8 CABINET SECRETARIES
Cabinet secretaries accompanying President Aquino to the summit include Albert Del Rosario (Foreign Affairs), Cesar Purisima (Finance), Voltaire Gazmin (Defense), Adrian Cristobal, Jr. (Trade), Emmanuel Esguerra (NEDA), Herminio Coloma, Jr. (Communications), Jose Rene Almendras, and Emmanuel De Guzman (Climate Change Commission).
The US-ASEAN Summit is the first standalone meeting held in the United States. It took place at the Annenberg Retreat at Sunnylands in Rancho Mirage, where US President Obama hosted Chinese President Xi Jinping in June 2013.

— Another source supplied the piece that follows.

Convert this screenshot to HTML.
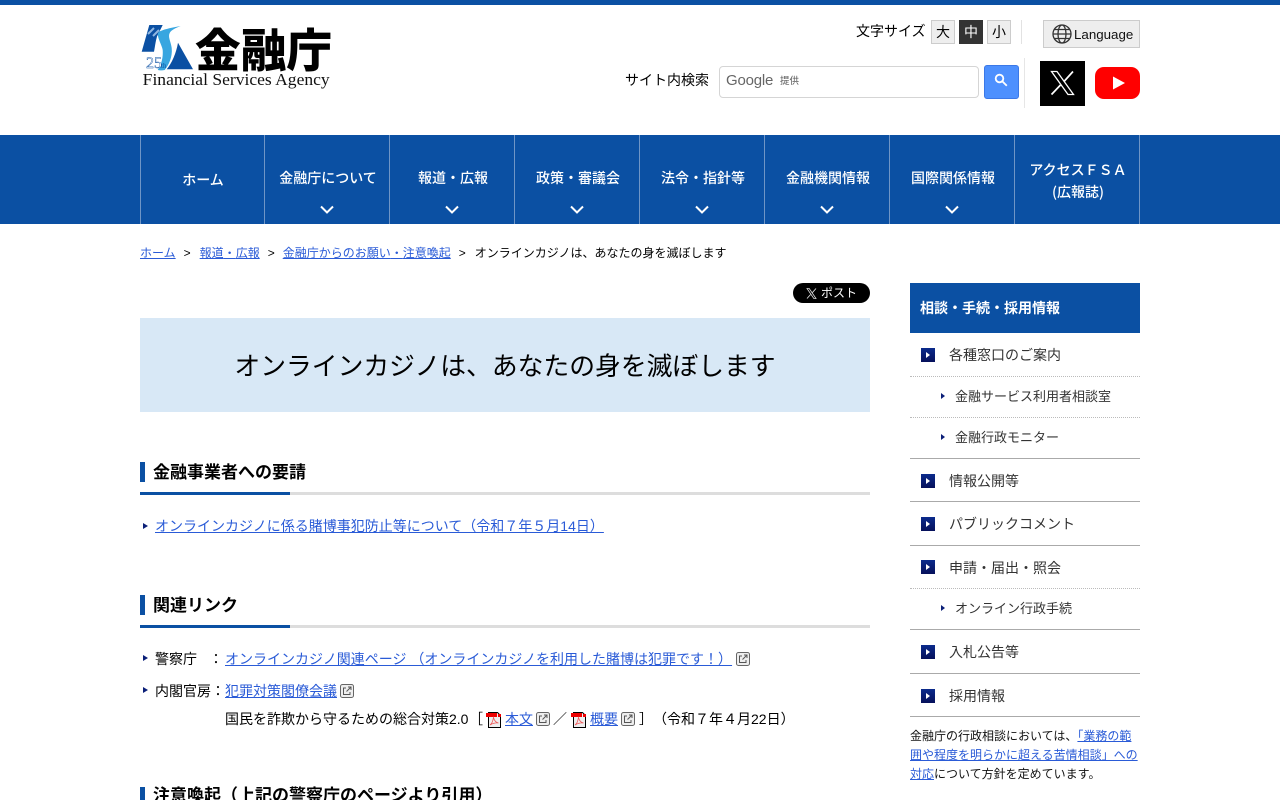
<!DOCTYPE html>
<html lang="ja">
<head>
<meta charset="utf-8">
<title>オンラインカジノは、あなたの身を滅ぼします</title>
<style>
html,body{margin:0;padding:0;background:#fff;width:1280px;height:800px;overflow:hidden}
body{font-family:"Liberation Sans","Noto Sans CJK JP",sans-serif;color:#000;font-size:14px;position:relative}
b.j{font-family:"Noto Sans CJK JP",sans-serif;font-weight:inherit}
a{color:#2a5bd7;text-decoration:underline}
.a{position:absolute;white-space:nowrap}
.nav{position:absolute;top:135px;left:0;width:1280px;height:89px;background:#0b50a3}
.ni{position:absolute;top:0;height:89px;width:124px;border-left:1px solid #6f95c6;color:#fff;font-family:"Noto Sans CJK JP",sans-serif;font-weight:500;font-size:14px;text-align:center}
.ni span{position:absolute;left:1px;right:-1px;top:33px;line-height:20px}
.ni svg{position:absolute;left:54px;top:69px}
.fs{position:absolute;top:20px;width:22px;height:22px;border:1px solid #ccc;background:#eee;text-align:center;line-height:23px;font-size:14px}
.h2bar{position:absolute;left:140px;width:5px;height:20px;background:#0b50a3}
.h2t{position:absolute;left:153px;font-size:17px;font-weight:bold;line-height:20px;white-space:nowrap}
.h2l{position:absolute;left:140px;width:730px;height:3px;background:#ddd}
.h2l i{display:block;width:150px;height:3px;background:#0b50a3}
.tri{position:absolute;width:0;height:0;border-left:5px solid #0b1f78;border-top:3.5px solid transparent;border-bottom:3.5px solid transparent}
.sq{position:absolute;left:921px;width:14px;height:14px;background:linear-gradient(#0b2b8c,#06105a)}
.sq:after{content:"";position:absolute;left:5px;top:4px;border-left:4px solid #fff;border-top:3px solid transparent;border-bottom:3px solid transparent}
.sl{position:absolute;left:949px;color:#333;font-size:14px;line-height:20px;white-space:nowrap}
.ss{position:absolute;left:955px;color:#333;font-size:13px;line-height:20px;white-space:nowrap}
.ln{position:absolute;left:910px;width:230px;height:0;border-top:1px solid #aaa}
.dl{position:absolute;left:910px;width:230px;height:0;border-top:1px dotted #bbb}
.ext{display:inline-block;vertical-align:-2px;width:14px;height:14px;margin-left:3px}
.pdf{position:absolute;width:16px;height:17px}
.gt{margin:0 9px 0 8px}
</style>
</head>
<body>
<svg width="0" height="0" style="position:absolute">
<symbol id="e" viewBox="0 0 14 14"><rect x=".5" y=".5" width="13" height="13" rx="2" fill="#eee" stroke="#666"/><path d="M6 4H3.500v6.500H10V8M6.500 7.500L11 3M8 3h3v3" fill="none" stroke="#555" stroke-width="1"/></symbol>
<symbol id="p" viewBox="0 0 16 17"><path d="M2.500 1.500h9l3 3v12h-12z" fill="#eee" stroke="#000"/><rect x="0" y="2" width="11" height="4" fill="#e00"/><path d="M12 3h3v3h-3z" fill="#e00"/><path d="M4 14c3-2 3-6 3.500-7.500.5 2 2 5 5 5.500-3-.5-6 .5-8.500 2z" fill="none" stroke="#e55" stroke-width=".8"/></symbol>
</svg>

<div class="a" style="left:0;top:0;width:1280px;height:5px;background:#0b50a3"></div>

<!-- logo -->
<svg class="a" style="left:140px;top:22px" width="194" height="70" viewBox="0 0 194 70">
<path d="M9.300 3h13.400L17 14.500c-1.500 5-2 10-3 15.200H1.700z" fill="#0b50a3"/>
<path d="M38 20.700L53 47.300H26.700c5-6 9.500-16 11.300-26.600z" fill="#0b50a3"/>
<path d="M40.700 4C30 6 20 8 18 11c-1 5 4 12 4.700 17 .5 7-1 14-5 20 2 .5 5 .5 7 0 4-5 8-13 7-22-1-7-4-11-2-15 1.500-3 6-5 11-7z" fill="#38a6e0"/>
<path d="M8 12l6-6M13 14l6-6" stroke="#8fb6e0" stroke-width="2" fill="none"/>
<text x="6" y="46" font-family="Liberation Serif" font-size="16" fill="#fff" stroke="#0b50a3" stroke-width=".4">25</text>
<text x="21" y="46" font-family="Liberation Serif" font-size="7" fill="#0b50a3">th</text>
<text x="55" y="45" font-family="Noto Sans CJK JP" font-weight="900" font-size="46" fill="#000" textLength="137" lengthAdjust="spacingAndGlyphs">金融庁</text>
<text x="2.700" y="63" font-family="Liberation Serif" font-size="16.500" fill="#111" textLength="187" lengthAdjust="spacingAndGlyphs">Financial Services Agency</text>
</svg>

<!-- header right -->
<div class="a" style="left:856px;top:21px;font-size:14px;line-height:20px">文字サイズ</div>
<div class="fs" style="left:931px">大</div>
<div class="fs" style="left:959px;background:#333;color:#fff;border-color:#333">中</div>
<div class="fs" style="left:987px">小</div>
<div class="a" style="left:1021px;top:20px;width:1px;height:24px;background:#e2e2e2"></div>
<div class="a" style="left:1043px;top:20px;width:95px;height:26px;border:1px solid #ccc;background:#eee"></div>
<svg class="a" style="left:1052px;top:24px" width="20" height="20" viewBox="0 0 20 20" fill="none" stroke="#333" stroke-width="1.300"><circle cx="10" cy="10" r="9"/><ellipse cx="10" cy="10" rx="4" ry="9"/><path d="M1 10h18M2.300 5.500h15.400M2.300 14.500h15.400"/></svg>
<div class="a" style="left:1074px;top:25px;font-size:13.333px;line-height:20px;color:#111">Language</div>

<div class="a" style="left:625px;top:70px;font-size:14px;line-height:20px">サイト内検索</div>
<div class="a" style="left:719px;top:66px;width:258px;height:30px;border:1px solid #d5d5d5;border-radius:4px;background:#fff"></div>
<div class="a" style="left:726px;top:71px;font-size:15px;letter-spacing:-.2px;line-height:20px;color:#666">Google</div>
<div class="a" style="left:780px;top:74px;font-size:9.500px;line-height:16px;color:#555">提供</div>
<div class="a" style="left:984px;top:65px;width:33px;height:32px;border:1px solid #3b78e7;border-radius:3px;background:#4d90fe"></div>
<svg class="a" style="left:994px;top:73px" width="14" height="14" viewBox="0 0 14 14" fill="none" stroke="#fff" stroke-width="1.800"><circle cx="5.500" cy="5.500" r="3.800"/><path d="M8.500 8.500l4.300 4.300"/></svg>
<div class="a" style="left:1024px;top:58px;width:1px;height:50px;background:#e6e6e6"></div>
<div class="a" style="left:1040px;top:61px;width:45px;height:45px;background:#000"></div>
<svg class="a" style="left:1050px;top:70px" width="25" height="26" viewBox="0 0 25 26" fill="none" stroke="#fff"><path d="M1.500 1.500h5.500l16.500 23h-5.500z" stroke-width="1.300"/><path d="M23 1.500L14 11.500M10.500 15L1.500 24.500" stroke-width="1.700"/></svg>
<div class="a" style="left:1095px;top:67px;width:45px;height:32px;border-radius:9px;background:#f00"></div>
<svg class="a" style="left:1095px;top:67px" width="45" height="32"><path d="M18 9.500l12 6.500-12 6.500z" fill="#fff"/></svg>

<!-- nav -->
<div class="nav">
<div class="ni" style="left:140px"><span style="top:35px;left:0;right:0">ホーム</span></div>
<div class="ni" style="left:264px"><span>金融庁について</span><svg width="16" height="12" viewBox="0 0 16 12"><path d="M2 2.500l6 6 6-6" fill="none" stroke="#fff" stroke-width="2"/></svg></div>
<div class="ni" style="left:389px"><span>報道・広報</span><svg width="16" height="12" viewBox="0 0 16 12"><path d="M2 2.500l6 6 6-6" fill="none" stroke="#fff" stroke-width="2"/></svg></div>
<div class="ni" style="left:514px"><span>政策・審議会</span><svg width="16" height="12" viewBox="0 0 16 12"><path d="M2 2.500l6 6 6-6" fill="none" stroke="#fff" stroke-width="2"/></svg></div>
<div class="ni" style="left:639px"><span>法令・指針等</span><svg width="16" height="12" viewBox="0 0 16 12"><path d="M2 2.500l6 6 6-6" fill="none" stroke="#fff" stroke-width="2"/></svg></div>
<div class="ni" style="left:764px"><span>金融機関情報</span><svg width="16" height="12" viewBox="0 0 16 12"><path d="M2 2.500l6 6 6-6" fill="none" stroke="#fff" stroke-width="2"/></svg></div>
<div class="ni" style="left:889px"><span>国際関係情報</span><svg width="16" height="12" viewBox="0 0 16 12"><path d="M2 2.500l6 6 6-6" fill="none" stroke="#fff" stroke-width="2"/></svg></div>
<div class="ni" style="left:1014px"><span style="top:24px;line-height:22px">アクセスＦＳＡ<br>(広報誌)</span></div>
<div class="ni" style="left:1139px;width:0"></div>
</div>

<!-- breadcrumb -->
<div class="a" style="left:140px;top:244px;font-size:12px;line-height:18px"><a href="#">ホーム</a><span class="gt">&gt;</span><a href="#">報道<b class="j">・</b>広報</a><span class="gt" style="margin-right:8px">&gt;</span><a href="#">金融庁からのお願い<b class="j">・</b>注意喚起</a><span class="gt">&gt;</span>オンラインカジノは、あなたの身を滅ぼします</div>

<!-- post -->
<div class="a" style="left:793px;top:283px;width:77px;height:20px;border-radius:10px;background:#000"></div>
<svg class="a" style="left:806px;top:288px" width="11" height="11" viewBox="0 0 11 11" fill="none" stroke="#ddd"><path d="M1 .5h2.200l6.800 10H7.800z" stroke-width=".8"/><path d="M10 .5L6.200 4.800M4.600 6.500L1 10.500" stroke-width=".9"/></svg>
<div class="a" style="left:821px;top:284px;font-size:12px;line-height:18px;color:#fff">ポスト</div>

<!-- title -->
<div class="a" style="left:140px;top:318px;width:730px;height:94px;background:#d8e8f6;font-size:25.800px;line-height:99px;text-align:center">オンラインカジノは、あなたの身を滅ぼします</div>

<!-- section 1 -->
<div class="h2bar" style="top:462px"></div>
<div class="h2t" style="top:463px">金融事業者への要請</div>
<div class="h2l" style="top:492px"><i></i></div>
<div class="tri" style="left:143px;top:523px"></div>
<div class="a" style="left:155px;top:516px;line-height:20px"><a href="#">オンラインカジノに係る賭博事犯防止等について（令和７年５月14日）</a></div>

<!-- section 2 -->
<div class="h2bar" style="top:595px"></div>
<div class="h2t" style="top:596px">関連リンク</div>
<div class="h2l" style="top:625px"><i></i></div>
<div class="tri" style="left:143px;top:655px"></div>
<div class="a" style="left:155px;top:649px;line-height:20px">警察庁</div>
<div class="a" style="left:209px;top:649px;line-height:20px">：</div>
<div class="a" style="left:225px;top:649px;line-height:20px"><a href="#">オンラインカジノ関連ページ （オンラインカジノを利用した賭博は犯罪です！）</a><svg class="ext" style="margin-left:4px"><use href="#e"/></svg></div>
<div class="tri" style="left:143px;top:687px"></div>
<div class="a" style="left:155px;top:681px;line-height:20px">内閣官房：</div>
<div class="a" style="left:225px;top:681px;line-height:20px"><a href="#">犯罪対策閣僚会議</a><svg class="ext"><use href="#e"/></svg></div>
<div class="a" style="left:225px;top:709px;line-height:20px">国民を詐欺から守るための総合対策2.0</div>
<div class="a" style="left:469px;top:709px;line-height:20px">［</div>
<svg class="pdf" style="left:486px;top:711px"><use href="#p"/></svg>
<div class="a" style="left:505px;top:709px;line-height:20px"><a href="#">本文</a><svg class="ext"><use href="#e"/></svg></div>
<div class="a" style="left:553px;top:709px;line-height:20px">／</div>
<svg class="pdf" style="left:571px;top:711px"><use href="#p"/></svg>
<div class="a" style="left:590px;top:709px;line-height:20px"><a href="#">概要</a><svg class="ext"><use href="#e"/></svg></div>
<div class="a" style="left:639px;top:709px;line-height:20px">］</div>
<div class="a" style="left:653px;top:709px;line-height:20px">（令和７年４月22日）</div>

<!-- section 3 -->
<div class="h2bar" style="top:787px"></div>
<div class="h2t" style="top:786px">注意喚起（上記の警察庁のページより引用）</div>

<!-- sidebar -->
<div class="a" style="left:910px;top:283px;width:220px;height:50px;padding-left:10px;background:#0b50a3;color:#fff;font-size:14px;font-weight:bold;line-height:51px">相談<b class="j">・</b>手続<b class="j">・</b>採用情報</div>

<div class="sq" style="top:348px"></div><div class="sl" style="top:345px">各種窓口のご案内</div>
<div class="dl" style="top:376px"></div>
<div class="tri" style="left:941px;top:393px;border-left-width:4px;border-top-width:3px;border-bottom-width:3px"></div><div class="ss" style="top:387px">金融サービス利用者相談室</div>
<div class="dl" style="top:417px"></div>
<div class="tri" style="left:941px;top:434px;border-left-width:4px;border-top-width:3px;border-bottom-width:3px"></div><div class="ss" style="top:428px">金融行政モニター</div>
<div class="ln" style="top:458px"></div>
<div class="sq" style="top:474px"></div><div class="sl" style="top:471px">情報公開等</div>
<div class="ln" style="top:501px"></div>
<div class="sq" style="top:517px"></div><div class="sl" style="top:514px">パブリックコメント</div>
<div class="ln" style="top:545px"></div>
<div class="sq" style="top:560px"></div><div class="sl" style="top:558px">申請<b class="j">・</b>届出<b class="j">・</b>照会</div>
<div class="dl" style="top:588px"></div>
<div class="tri" style="left:941px;top:605px;border-left-width:4px;border-top-width:3px;border-bottom-width:3px"></div><div class="ss" style="top:599px">オンライン行政手続</div>
<div class="ln" style="top:629px"></div>
<div class="sq" style="top:645px"></div><div class="sl" style="top:642px">入札公告等</div>
<div class="ln" style="top:673px"></div>
<div class="sq" style="top:689px"></div><div class="sl" style="top:686px">採用情報</div>
<div class="ln" style="top:716px"></div>
<div class="a" style="left:910px;top:727px;width:230px;white-space:normal;font-size:12px;line-height:19px;color:#111">金融庁の行政相談においては、<a href="#">「業務の範囲や程度を明らかに超える苦情相談」への対応</a>について方針を定めています。</div>
</body>
</html>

Later in the afternoon, President Aquino attended the first retreat session of US-ASEAN Summit on the theme of “Promoting an Innovative, Entrepreneurial ASEAN Economic Community.
” It will be followed by his attendance to the working dinner hosted by President Obama On February 16 (Tuesday), President Aquino participated in the second retreat session of the Summit under the topic “Protecting Peace, Prosperity, and Security in the Asia-Pacific.” Then he joined his counterparts for the official family photo opportunity.
After the summit, President Aquino headed to Los Angeles for a working visit, where he received three major American companies, Western Digital Corporation with its CEO Stephen Milligan, Walt Disney International with Chairman Andy Bird, and AECOM Enterprise Growth Solutions with its President Michael Donnelly. He later addressed the Los Angeles World Affairs Council (LAWAC), where his father the late Sen. Benigno Aquino, Jr. also spoke, at the Intercontinental Hotel.
President Aquino also greeted the members of the Filipino-American community in Los Angeles before flying back to Manila on February 17.